Three weeks after the Community Safety Act was passed by the City Council, residents in Southeast Queens, and other predominately black and Latino communities across the city, are incensed that Mayor Bloomberg and Commissioner Kelly are blindly defending the current police policy called stop, question, and frisk.
That is why I and my colleagues in the Queens Delegation signed a pledge, reaffirming our support to override Mayor Bloomberg’s veto and implement the Community Safety Act. None of us would have supported this legislation if we believed, or if there was any evidence, that it will cause crime to rise in New York City.
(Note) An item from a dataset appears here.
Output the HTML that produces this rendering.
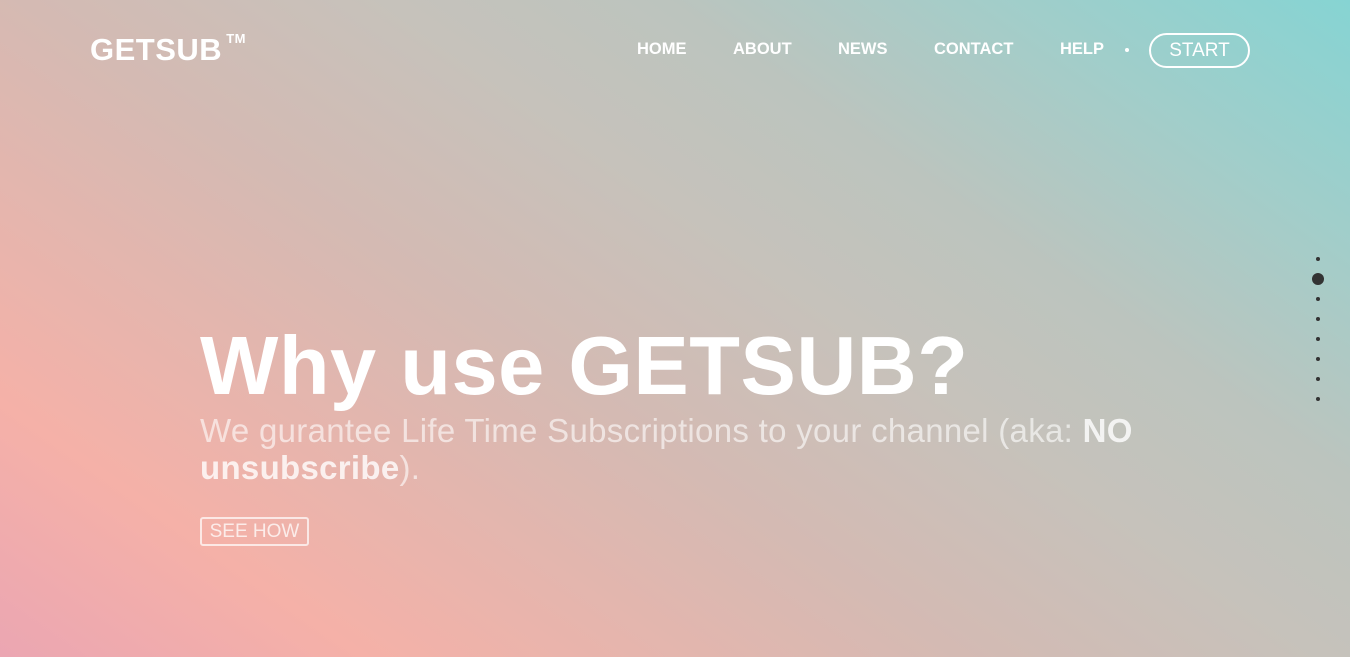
<!DOCTYPE html>
<html><head><style>
html,body{margin:0;padding:0;}
body{width:1350px;height:657px;overflow:hidden;position:relative;font-family:"Liberation Sans",sans-serif;
background:linear-gradient(35deg,#eba6b2 0%,#f5b1a8 16%,#e6b5ad 28%,#d4bab3 42%,#c6c2bb 58%,#bcc4be 70%,#a3cdc9 84%,#86d4d3 100%);}
.logo{position:absolute;left:90px;top:32px;color:#fff;font-weight:bold;font-size:31px;letter-spacing:0.5px}
.logo sup{font-size:13px;position:relative;top:-6px;margin-left:4px}
.nav{position:absolute;top:40px;color:#fff;font-weight:bold;font-size:16.5px}
.dot{position:absolute;left:1125px;top:48px;width:4px;height:4px;border-radius:50%;background:#fff}
.start{position:absolute;left:1149px;top:33px;width:97px;height:31px;border:2px solid #fff;border-radius:18px;color:#fff;font-size:19px;text-align:center;line-height:31px}
.pd{position:absolute;left:1316px;width:4px;height:4px;border-radius:50%;background:#333}
h1{position:absolute;left:200px;top:318px;margin:0;color:#fff;font-size:83px;font-weight:bold;letter-spacing:0.5px}
.sub{position:absolute;left:200px;top:412px;width:1000px;color:rgba(255,255,255,0.6);font-size:33px;line-height:37px;letter-spacing:0.3px}
.sub b{color:rgba(255,255,255,0.8)}
.see{position:absolute;left:200px;top:517px;width:105px;height:25px;border:2px solid rgba(255,255,255,0.7);border-radius:3px;color:rgba(255,255,255,0.75);font-size:19px;line-height:25px;text-align:center}
</style></head><body>
<div class="logo">GETSUB<sup>TM</sup></div>
<div class="nav" style="left:637px">HOME</div>
<div class="nav" style="left:733px">ABOUT</div>
<div class="nav" style="left:838px">NEWS</div>
<div class="nav" style="left:934px">CONTACT</div>
<div class="nav" style="left:1060px">HELP</div>
<div class="dot"></div>
<div class="start">START</div>
<div class="pd" style="top:257px"></div>
<div class="pd" style="top:273px;left:1312px;width:12px;height:12px"></div>
<div class="pd" style="top:297px"></div>
<div class="pd" style="top:317px"></div>
<div class="pd" style="top:337px"></div>
<div class="pd" style="top:357px"></div>
<div class="pd" style="top:377px"></div>
<div class="pd" style="top:397px"></div>
<h1>Why use GETSUB?</h1>
<div class="sub">We gurantee Life Time Subscriptions to your channel (aka: <b>NO unsubscribe</b>).</div>
<div class="see">SEE HOW</div>
</body></html>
But too many times we hear stories of someone being wrongly accused of a crime, or stopped, for no reason at all, which is what makes the law so important. By changing the way stop, question, and frisk is implemented, police officers will be able to effectively keep people safe, because the residents they are trying to protect will understand that they are on their side.
According to the New York Civil Liberties Union, from 2002 to 2011, black and Latino residents made up almost 90 percent of the stops that took place across the city, while 88 percent of all individuals stopped — more than 3.8 million people — were completely innocent of any wrongdoing. But it is not just about police officers profiling innocent people, it is the way residents are being treated when they are stopped. It is often described as a humiliating and obtrusive process, which makes residents wary of reporting a crime, because they find it hard to trust the police after experiencing being stopped and frisked.
The Community Safety Act was passed because of the mayor’s and police commissioner’s lack of understanding and respect for the very neighborhoods they are trying to protect. We need to rebuild that relationship in order for officers to effectively work in all neighborhoods, search for illegal activities and find those individuals who are breaking the law. By the City Council overriding Mayor Bloomberg’s veto, residents who have been stopped will know that they have government on their side and that their voices are being heard.
There are two bills that make up the Community Safety Act. Introduction 1080 will strengthen existing laws that ban racial profiling in the city. There are already laws that protect people from being discriminated against based on race, ethnicity, and national origin, but 1080 would expand these protections to also cover age, gender, gender identity, immigration status, disability and housing status. While residents will be able to bring a lawsuit if they feel they were discriminated against by a police officer, those are still subject to the same high standards that already exist in proving a legitimate case and plaintiffs will not be able to seek any monetary compensation, only a change to the policy.
The second piece of legislation, Introduction 1079, would create an inspector general inside the New York City Police Department. The IG would be responsible for reviewing the NYPD’s policies and practices, bringing them into conformity with every other city agency. If the IG does find that discriminatory practices are taking place, it is referred to the Department of Investigation, which already oversees more than 45 mayoral agencies and over 300 other city agencies.
Despite claims by outside groups, the IG cannot make any operational decisions, change any policies or bring disciplinary measures to individual officers. The Los Angeles Police Department has a very similar system and as crime rates have dropped in that city, their police department has not complained about the IG but instead has decided to work cooperatively with the new office. What the IG will be able to do is hold the police accountable for their actions and bring more transparency to the NYPD.
I will proudly stand with my colleagues again in favor of the Community Safety Act when the City Council votes to override Mayor Bloomberg’s veto. We need to continue to change the perception that police are allowed to be disrespectful to residents simply because of the way they look, the way they dress or the color of their skin. Instead, we need to promote policies that bring the police and residents together to truly strengthen and safeguard our communities — goals that the Community Safety Act aims to accomplish.
Leroy Comrie is New York City Councilman for the 27th District, in Southeast Queens, and the Deputy Majority Leader.